Der (Kutter-)Schiefspiegler moderner Bauart wurde in den 1930er Jahren vom deutschen Maschinenbauingenieur Anton Kutter entwickelt, nachdem eine Vorgängerkonstruktion bereits 1877 von den österreichischen Optikern J. Forster und K. Fritsch gebaut worden war. Es gibt noch weitere moderne Schiefspiegler-Konstruktionen mit anderer Spiegelverkippung und Kugelspiegeln bzw. einem zweiten oder dritten Hilfsspiegel. Siehe
Alle vier Systeme sind neben den o. a. Vorteilen kontrastreicher als die klassischen Bauarten des Spiegelteleskops, allerdings auch aufwendiger in der Herstellung.

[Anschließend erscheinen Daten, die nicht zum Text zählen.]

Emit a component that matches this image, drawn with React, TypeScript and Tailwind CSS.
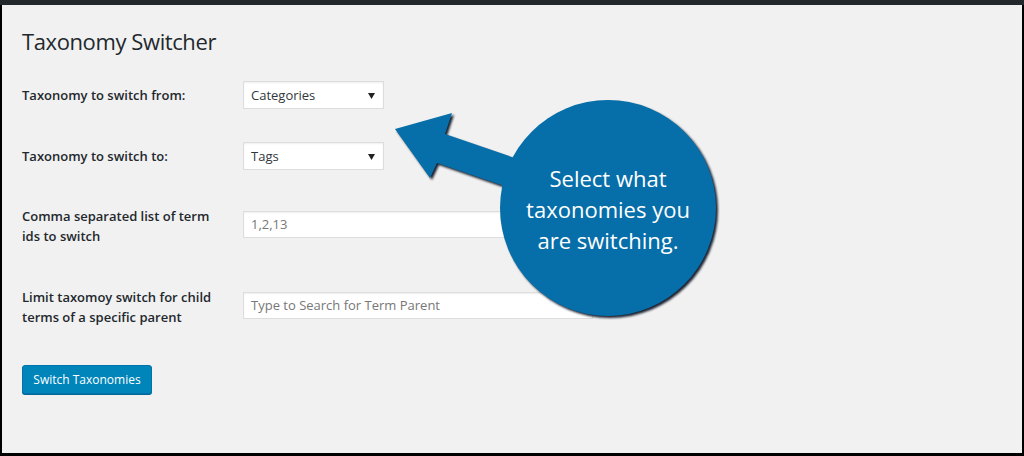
const labelCls = "w-[221px] shrink-0 text-[13px] font-semibold leading-5 text-[#23282d]";

const SelectBox = ({ value }: { value: string }) => (
  <div className="flex h-[28px] w-[141px] items-center justify-between border border-[#dddddd] bg-white pl-[7px] pr-[8px] pt-[2px] text-[13px] text-[#32373c] shadow-[inset_0_1px_2px_rgba(0,0,0,0.07)]">
    <span>{value}</span>
    <svg width="7" height="6" viewBox="0 0 7 6">
      <path d="M0 0h7L3.5 6z" fill="#222" />
    </svg>
  </div>
);

const TextBox = ({ text }: { text: string }) => (
  <div className="flex h-[27px] w-[350px] items-center border border-[#dddddd] bg-white px-[7px] pt-[1px] text-[13px] text-[#777] shadow-[inset_0_1px_2px_rgba(0,0,0,0.07)]">
    {text}
  </div>
);

const Callout = () => (
  <div className="pointer-events-none absolute inset-0">
    <svg width="1024" height="456" className="absolute left-0 top-0">
      <defs>
        <filter id="sh" x="-20%" y="-20%" width="140%" height="140%">
          <feGaussianBlur stdDeviation="1" />
        </filter>
      </defs>
      <g filter="url(#sh)" fill="#1b2430">
        <polygon points="397,131 454,115 447,136 543,169 532,197 439,165 432,180" />
        <circle cx="610" cy="210" r="108" />
      </g>
      <polygon points="395,129 452,113 445,134 541,167 530,195 437,163 430,178" fill="#066ea9" />
      <circle cx="608" cy="208" r="108" fill="#066ea9" />
    </svg>
    <div className="absolute left-[500px] top-[163px] w-[216px] text-center font-['Open_Sans',sans-serif] text-[22px] leading-[31px] text-white">
      Select what
      <br />
      taxonomies you
      <br />
      are switching.
    </div>
  </div>
);

export default function App() {
  return (
    <div className="relative h-[456px] w-[1024px] overflow-hidden bg-black font-['Open_Sans',sans-serif]">
      <div className="h-[5px] bg-[#23282d]" />
      <div className="ml-[2px] mr-[2px] flex h-[448px] flex-col bg-[#f1f1f1] pl-[20px]">
        <h1 className="mt-[22px] text-[22px] font-normal leading-[29px] tracking-[-0.4px] text-[#23282d]">Taxonomy Switcher</h1>

        <div className="mt-[25px] flex items-center">
          <div className={labelCls}>Taxonomy to switch from:</div>
          <SelectBox value="Categories" />
        </div>

        <div className="mt-[33px] flex items-center">
          <div className={labelCls}>Taxonomy to switch to:</div>
          <SelectBox value="Tags" />
        </div>

        <div className="mt-[36px] flex items-start">
          <div className={labelCls}>
            Comma separated list of term
            <br />
            ids to switch
          </div>
          <div className="mt-[5px]">
            <TextBox text="1,2,13" />
          </div>
        </div>

        <div className="mt-[41px] flex items-start">
          <div className={labelCls}>
            Limit taxomoy switch for child
            <br />
            terms of a specific parent
          </div>
          <div className="mt-[5px]">
            <TextBox text="Type to Search for Term Parent" />
          </div>
        </div>

        <div className="mt-[38px]">
          <button className="h-[29px] w-[130px] rounded-[3px] border border-[#0073aa] bg-[#0085ba] text-[12px] text-white shadow-[0_1px_0_#006799]">
            Switch Taxonomies
          </button>
        </div>
      </div>
      <Callout />
    </div>
  );
}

Sie werden daher meist im Eigenbau von mechanisch versierten Spiegelschleifern hergestellt, wofür einige Astrovereine spezielle Bauanleitungen anbieten (vgl. auch Amateur Telescope Making).
Für nur einen optisch wirksamen Spiegel, einen gekippten Parabolspiegel, hat R. V. Willstrop und später unabhängig Ed Jones einen fokusnahen Korrektor durch eine zueinander verkippte Anordnung einer Plankonvex- und einer Plankonkavlinse entwickelt und als Chiefspiegler bezeichnet, ein Wortspiel aus „Catadioptric Herschellian schiefspiegler“.[1][2]

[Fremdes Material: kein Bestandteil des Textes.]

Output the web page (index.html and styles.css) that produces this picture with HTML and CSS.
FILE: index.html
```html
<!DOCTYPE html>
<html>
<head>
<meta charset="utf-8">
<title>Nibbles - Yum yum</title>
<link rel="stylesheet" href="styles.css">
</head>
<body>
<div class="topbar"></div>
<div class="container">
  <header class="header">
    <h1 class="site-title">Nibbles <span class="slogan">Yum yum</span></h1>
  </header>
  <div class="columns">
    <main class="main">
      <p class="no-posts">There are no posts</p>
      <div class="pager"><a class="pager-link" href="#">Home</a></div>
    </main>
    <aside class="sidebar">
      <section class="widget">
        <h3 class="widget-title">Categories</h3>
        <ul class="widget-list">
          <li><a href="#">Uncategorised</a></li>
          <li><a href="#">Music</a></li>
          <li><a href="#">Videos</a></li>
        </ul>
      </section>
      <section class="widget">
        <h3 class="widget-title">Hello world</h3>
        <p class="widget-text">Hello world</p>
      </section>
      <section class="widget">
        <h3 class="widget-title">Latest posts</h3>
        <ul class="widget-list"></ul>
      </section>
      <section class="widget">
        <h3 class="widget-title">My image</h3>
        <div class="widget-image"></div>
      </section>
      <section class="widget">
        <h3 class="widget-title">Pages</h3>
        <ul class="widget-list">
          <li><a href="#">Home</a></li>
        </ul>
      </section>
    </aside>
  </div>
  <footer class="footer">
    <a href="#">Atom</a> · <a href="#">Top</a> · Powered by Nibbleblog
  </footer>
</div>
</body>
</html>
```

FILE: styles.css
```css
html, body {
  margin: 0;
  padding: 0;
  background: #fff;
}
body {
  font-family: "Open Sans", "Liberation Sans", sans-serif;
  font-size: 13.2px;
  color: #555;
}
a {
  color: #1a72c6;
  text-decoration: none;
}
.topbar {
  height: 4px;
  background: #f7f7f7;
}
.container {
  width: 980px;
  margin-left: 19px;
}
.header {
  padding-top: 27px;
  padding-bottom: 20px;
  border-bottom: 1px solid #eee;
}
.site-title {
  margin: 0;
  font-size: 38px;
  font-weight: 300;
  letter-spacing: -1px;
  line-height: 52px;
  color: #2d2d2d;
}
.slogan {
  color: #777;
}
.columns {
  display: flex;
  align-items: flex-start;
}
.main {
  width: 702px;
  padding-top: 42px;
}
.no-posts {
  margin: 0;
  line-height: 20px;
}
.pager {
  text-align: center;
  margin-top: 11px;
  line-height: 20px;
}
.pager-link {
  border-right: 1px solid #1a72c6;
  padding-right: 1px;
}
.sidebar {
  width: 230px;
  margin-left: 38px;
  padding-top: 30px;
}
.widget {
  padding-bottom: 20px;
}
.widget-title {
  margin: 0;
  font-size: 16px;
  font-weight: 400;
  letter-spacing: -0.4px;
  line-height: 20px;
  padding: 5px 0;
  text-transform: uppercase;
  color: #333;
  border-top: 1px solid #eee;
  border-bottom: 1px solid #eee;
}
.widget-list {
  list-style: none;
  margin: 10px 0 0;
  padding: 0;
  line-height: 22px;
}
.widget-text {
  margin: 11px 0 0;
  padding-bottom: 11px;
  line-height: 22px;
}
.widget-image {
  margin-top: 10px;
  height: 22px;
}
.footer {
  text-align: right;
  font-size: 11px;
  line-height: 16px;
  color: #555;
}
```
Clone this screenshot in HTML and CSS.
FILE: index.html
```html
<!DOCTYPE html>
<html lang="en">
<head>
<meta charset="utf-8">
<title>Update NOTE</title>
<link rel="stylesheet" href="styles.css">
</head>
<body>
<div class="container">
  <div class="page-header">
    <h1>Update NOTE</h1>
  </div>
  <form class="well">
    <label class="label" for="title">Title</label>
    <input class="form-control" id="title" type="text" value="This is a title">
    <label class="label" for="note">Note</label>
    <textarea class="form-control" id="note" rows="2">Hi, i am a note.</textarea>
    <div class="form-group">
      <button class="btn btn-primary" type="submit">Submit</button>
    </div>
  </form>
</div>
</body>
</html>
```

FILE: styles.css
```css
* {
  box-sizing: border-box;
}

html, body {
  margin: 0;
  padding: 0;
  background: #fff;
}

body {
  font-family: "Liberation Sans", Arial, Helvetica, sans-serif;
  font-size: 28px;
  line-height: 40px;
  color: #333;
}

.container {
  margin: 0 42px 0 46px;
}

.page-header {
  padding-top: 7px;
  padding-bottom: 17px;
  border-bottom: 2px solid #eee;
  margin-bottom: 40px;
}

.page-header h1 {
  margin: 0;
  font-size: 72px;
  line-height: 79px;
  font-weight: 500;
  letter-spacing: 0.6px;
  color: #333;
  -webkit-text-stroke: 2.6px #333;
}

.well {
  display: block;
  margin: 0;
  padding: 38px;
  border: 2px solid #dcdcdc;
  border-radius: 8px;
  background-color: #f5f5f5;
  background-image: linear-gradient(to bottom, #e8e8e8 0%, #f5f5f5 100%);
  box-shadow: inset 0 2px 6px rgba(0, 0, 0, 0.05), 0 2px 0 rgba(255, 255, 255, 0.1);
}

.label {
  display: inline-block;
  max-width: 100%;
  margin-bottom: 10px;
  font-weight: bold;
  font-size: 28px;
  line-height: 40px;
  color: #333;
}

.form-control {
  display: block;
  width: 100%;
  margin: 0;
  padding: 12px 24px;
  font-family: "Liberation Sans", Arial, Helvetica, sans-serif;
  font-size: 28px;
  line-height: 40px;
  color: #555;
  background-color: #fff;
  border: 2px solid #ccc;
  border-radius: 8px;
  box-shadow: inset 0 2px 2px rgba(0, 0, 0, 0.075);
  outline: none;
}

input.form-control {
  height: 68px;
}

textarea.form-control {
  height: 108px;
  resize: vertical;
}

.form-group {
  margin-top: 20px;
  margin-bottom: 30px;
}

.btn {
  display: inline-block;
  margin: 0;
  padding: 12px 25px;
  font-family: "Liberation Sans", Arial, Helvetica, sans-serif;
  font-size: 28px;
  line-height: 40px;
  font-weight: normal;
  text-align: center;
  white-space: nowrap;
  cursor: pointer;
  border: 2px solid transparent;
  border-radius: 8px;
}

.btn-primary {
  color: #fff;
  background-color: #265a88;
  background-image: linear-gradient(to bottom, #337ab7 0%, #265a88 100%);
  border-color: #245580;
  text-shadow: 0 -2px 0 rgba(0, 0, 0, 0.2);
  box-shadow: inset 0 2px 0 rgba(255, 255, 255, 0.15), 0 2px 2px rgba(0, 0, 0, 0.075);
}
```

Einen besonders einfachen Aufbau bei sehr guten Abbildungseigenschaften weist der Herrig-Schiefspiegler auf, der aus einem konvexen und einem konkaven sphärischen Spiegel besteht. Diese werden doppelt durchlaufen, wodurch Abbildungsfehler minimiert werden und sich ein 0,4° großes begrenztes Bild ergibt. Nachteilig an der Konstruktion sind die etwa das Anderthalbfache der Apertur durchmessenden Spiegel sowie schwer herzustellende große Radien der Spiegeloberfläche.[3][4] In einer Variante mit einem zweigeteilten Spiegel für die erste und dritte Reflexion wird er kommerziell angeboten.[5]

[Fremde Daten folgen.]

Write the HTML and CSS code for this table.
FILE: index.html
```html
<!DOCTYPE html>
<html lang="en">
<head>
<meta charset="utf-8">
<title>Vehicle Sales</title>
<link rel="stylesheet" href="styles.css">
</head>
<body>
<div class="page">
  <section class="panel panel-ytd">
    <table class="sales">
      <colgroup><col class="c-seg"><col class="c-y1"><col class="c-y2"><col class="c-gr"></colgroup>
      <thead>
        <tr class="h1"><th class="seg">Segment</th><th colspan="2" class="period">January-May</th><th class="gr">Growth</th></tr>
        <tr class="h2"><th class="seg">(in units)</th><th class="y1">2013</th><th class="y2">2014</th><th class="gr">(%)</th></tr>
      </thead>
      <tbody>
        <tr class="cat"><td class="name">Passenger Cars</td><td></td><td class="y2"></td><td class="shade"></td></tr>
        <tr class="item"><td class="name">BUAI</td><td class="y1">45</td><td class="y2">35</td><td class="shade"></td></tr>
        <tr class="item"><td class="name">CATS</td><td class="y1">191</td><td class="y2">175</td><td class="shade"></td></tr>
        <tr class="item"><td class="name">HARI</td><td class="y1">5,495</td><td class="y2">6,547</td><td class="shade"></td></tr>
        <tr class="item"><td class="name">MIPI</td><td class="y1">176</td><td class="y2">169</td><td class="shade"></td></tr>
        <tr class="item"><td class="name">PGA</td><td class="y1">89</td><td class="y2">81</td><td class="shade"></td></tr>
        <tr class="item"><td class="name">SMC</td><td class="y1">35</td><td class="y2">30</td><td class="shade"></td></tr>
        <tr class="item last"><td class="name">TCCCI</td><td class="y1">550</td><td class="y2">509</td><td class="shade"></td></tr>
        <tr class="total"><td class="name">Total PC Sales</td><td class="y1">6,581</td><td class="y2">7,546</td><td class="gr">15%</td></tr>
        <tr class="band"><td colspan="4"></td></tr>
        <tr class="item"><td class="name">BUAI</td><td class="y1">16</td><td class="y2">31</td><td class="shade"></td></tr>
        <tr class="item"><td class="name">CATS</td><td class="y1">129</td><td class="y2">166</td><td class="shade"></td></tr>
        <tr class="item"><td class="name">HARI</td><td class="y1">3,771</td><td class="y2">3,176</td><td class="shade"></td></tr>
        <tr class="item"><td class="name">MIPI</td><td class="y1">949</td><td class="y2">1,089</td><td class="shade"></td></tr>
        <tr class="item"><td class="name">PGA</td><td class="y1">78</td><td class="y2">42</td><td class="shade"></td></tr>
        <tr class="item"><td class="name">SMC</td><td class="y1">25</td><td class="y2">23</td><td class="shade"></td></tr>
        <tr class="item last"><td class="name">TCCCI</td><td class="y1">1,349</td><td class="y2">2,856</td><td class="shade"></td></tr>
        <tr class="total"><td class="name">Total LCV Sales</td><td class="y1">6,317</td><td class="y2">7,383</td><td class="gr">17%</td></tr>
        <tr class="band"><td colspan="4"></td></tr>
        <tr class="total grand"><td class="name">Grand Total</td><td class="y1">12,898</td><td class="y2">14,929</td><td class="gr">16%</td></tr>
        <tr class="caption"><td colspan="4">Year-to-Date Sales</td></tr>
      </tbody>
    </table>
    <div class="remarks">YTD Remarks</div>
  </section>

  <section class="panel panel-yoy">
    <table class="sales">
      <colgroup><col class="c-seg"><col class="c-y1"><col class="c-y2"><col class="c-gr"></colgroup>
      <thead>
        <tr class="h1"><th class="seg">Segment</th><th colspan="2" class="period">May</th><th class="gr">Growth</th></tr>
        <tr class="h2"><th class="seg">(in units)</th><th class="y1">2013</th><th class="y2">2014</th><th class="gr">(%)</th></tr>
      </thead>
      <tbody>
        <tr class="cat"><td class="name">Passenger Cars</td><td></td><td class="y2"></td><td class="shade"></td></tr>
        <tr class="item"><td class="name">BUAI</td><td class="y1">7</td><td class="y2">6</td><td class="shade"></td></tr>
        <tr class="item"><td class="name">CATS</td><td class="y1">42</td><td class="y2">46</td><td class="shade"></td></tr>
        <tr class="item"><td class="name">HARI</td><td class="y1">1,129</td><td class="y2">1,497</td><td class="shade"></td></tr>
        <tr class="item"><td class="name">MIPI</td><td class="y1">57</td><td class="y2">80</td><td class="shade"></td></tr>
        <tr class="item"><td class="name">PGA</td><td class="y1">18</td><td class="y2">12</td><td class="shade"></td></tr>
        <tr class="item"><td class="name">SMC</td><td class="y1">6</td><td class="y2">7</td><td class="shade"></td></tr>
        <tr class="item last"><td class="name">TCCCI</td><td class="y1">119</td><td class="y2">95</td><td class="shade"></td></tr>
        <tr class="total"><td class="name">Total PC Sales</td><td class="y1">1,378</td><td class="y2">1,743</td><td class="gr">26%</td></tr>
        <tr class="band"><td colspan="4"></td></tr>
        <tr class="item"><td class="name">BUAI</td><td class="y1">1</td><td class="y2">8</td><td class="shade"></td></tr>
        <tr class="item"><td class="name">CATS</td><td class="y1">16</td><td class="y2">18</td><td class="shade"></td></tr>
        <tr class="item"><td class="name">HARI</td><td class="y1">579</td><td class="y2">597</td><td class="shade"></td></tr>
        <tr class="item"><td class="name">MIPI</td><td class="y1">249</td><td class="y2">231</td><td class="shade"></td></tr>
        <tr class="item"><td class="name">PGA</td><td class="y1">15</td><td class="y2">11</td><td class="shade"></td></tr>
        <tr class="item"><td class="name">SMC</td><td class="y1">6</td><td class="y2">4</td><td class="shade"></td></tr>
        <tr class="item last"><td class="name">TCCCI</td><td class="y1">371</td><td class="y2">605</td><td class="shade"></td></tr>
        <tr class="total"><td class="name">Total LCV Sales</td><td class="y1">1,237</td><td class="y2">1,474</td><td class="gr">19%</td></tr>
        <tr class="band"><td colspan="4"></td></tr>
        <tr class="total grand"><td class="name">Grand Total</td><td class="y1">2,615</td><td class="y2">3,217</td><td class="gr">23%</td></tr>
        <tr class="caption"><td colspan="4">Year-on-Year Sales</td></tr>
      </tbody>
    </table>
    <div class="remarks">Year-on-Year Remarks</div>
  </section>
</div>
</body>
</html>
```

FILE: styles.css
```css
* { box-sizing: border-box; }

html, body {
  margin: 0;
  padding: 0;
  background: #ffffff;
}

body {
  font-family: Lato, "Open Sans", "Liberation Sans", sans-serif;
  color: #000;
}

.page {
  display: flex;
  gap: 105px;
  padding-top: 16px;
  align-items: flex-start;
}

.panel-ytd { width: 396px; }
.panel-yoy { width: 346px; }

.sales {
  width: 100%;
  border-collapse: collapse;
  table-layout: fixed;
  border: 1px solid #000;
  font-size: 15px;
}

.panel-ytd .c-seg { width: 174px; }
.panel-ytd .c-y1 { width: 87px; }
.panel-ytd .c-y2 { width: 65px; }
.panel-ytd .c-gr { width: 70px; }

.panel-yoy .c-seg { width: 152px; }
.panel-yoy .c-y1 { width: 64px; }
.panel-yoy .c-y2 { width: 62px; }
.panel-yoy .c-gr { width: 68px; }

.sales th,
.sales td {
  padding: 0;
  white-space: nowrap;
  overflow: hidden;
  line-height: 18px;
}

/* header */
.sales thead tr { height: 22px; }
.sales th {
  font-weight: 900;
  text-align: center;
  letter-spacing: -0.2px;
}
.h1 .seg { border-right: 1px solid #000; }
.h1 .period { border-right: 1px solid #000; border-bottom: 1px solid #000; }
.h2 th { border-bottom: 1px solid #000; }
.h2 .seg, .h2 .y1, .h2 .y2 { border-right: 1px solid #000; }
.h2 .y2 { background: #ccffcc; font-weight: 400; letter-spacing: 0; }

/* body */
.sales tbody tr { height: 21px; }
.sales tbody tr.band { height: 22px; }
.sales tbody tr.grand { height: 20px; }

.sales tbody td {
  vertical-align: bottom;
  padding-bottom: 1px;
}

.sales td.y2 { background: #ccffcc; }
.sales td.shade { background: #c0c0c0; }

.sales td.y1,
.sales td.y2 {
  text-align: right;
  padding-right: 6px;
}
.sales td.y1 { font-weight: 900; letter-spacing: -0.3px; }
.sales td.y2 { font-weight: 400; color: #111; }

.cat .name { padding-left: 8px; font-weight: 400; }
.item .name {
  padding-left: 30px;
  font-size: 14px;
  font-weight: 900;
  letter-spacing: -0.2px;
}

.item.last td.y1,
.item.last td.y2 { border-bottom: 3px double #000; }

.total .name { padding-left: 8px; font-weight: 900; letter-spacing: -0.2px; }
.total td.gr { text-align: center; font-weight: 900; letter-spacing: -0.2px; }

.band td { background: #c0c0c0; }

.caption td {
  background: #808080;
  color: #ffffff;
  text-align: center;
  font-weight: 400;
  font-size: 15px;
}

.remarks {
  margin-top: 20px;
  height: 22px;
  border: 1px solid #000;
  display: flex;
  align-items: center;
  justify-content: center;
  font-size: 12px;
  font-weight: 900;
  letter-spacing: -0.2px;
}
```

Buchroeder entwarf einen Tri-Schiefspiegler, der aus drei sphärischen Flächen besteht und ein beugungsbegrenztes Bild ebenfalls für ein Sichtfeld von 0,4° erreichen.[4] Einen besonders gut korrigierten[6] Tri-Schiefspiegler entwickelte David Stevick 1991[7], der das Prinzip des Paul-Korrektors wiederentdeckte und durch die Ausführung als Schiefspiegler dessen große Obstruktion vermeidet. Diese Ausführung, die aus einem Parabolspiegel, einem konvexen und einem konkaven sphärischen Spiegel besteht, wobei letztere gleiche Radien haben, wird deshalb als Stevick-Paul-Teleskop bezeichnet.[4] Wenngleich der Fokus zugänglicher ist als bei einem Paul-Korrektor, ist für die Beobachtung mit einem Okular ein vierter, planer Spiegel erforderlich, der den Strahlengang nach außen faltet. Andere gut korrigierte Vierspiegler mit außen liegendem Fokus wurden von Michael Brunn 1989 entwickelt, bei denen entweder drei sphärische und ein planer Ablenkspiegel oder ein ellipsoider Hauptspiegel und drei sphärische Spiegel verwendet werden. Für letztere sind Öffnungen bis etwa 1 m angedacht.[8][4]
Außerhalb des Amateurbereichs werden gekippte Spiegelanordnungen selten eingesetzt. Frühe Beispiele sind das Herschel-Teleskop und der nach dem gleichen Prinzip gebaute Leviathan, die das Prinzip nutzten, um mit nur einem Spiegel ein Teleskop zu konstruieren, da die im 18. und 19. Jahrhundert verfügbaren Metallspiegel eine geringe Reflektivität aufweisen. Brachyt-Schiefspiegler wurden um 1900 verkauft und ein Exemplar mit 32 cm Öffnung in der Sternwarte Pola installiert.[9] Moderne Verwendung findet das Prinzip in der Raumsonde Gaia, um eine kompakte Abmessung zu erreichen. Untersucht wurde das Prinzip auch zur Erweiterung des Sichtfeldes von Liquid-Mirror Zenith-Teleskopen.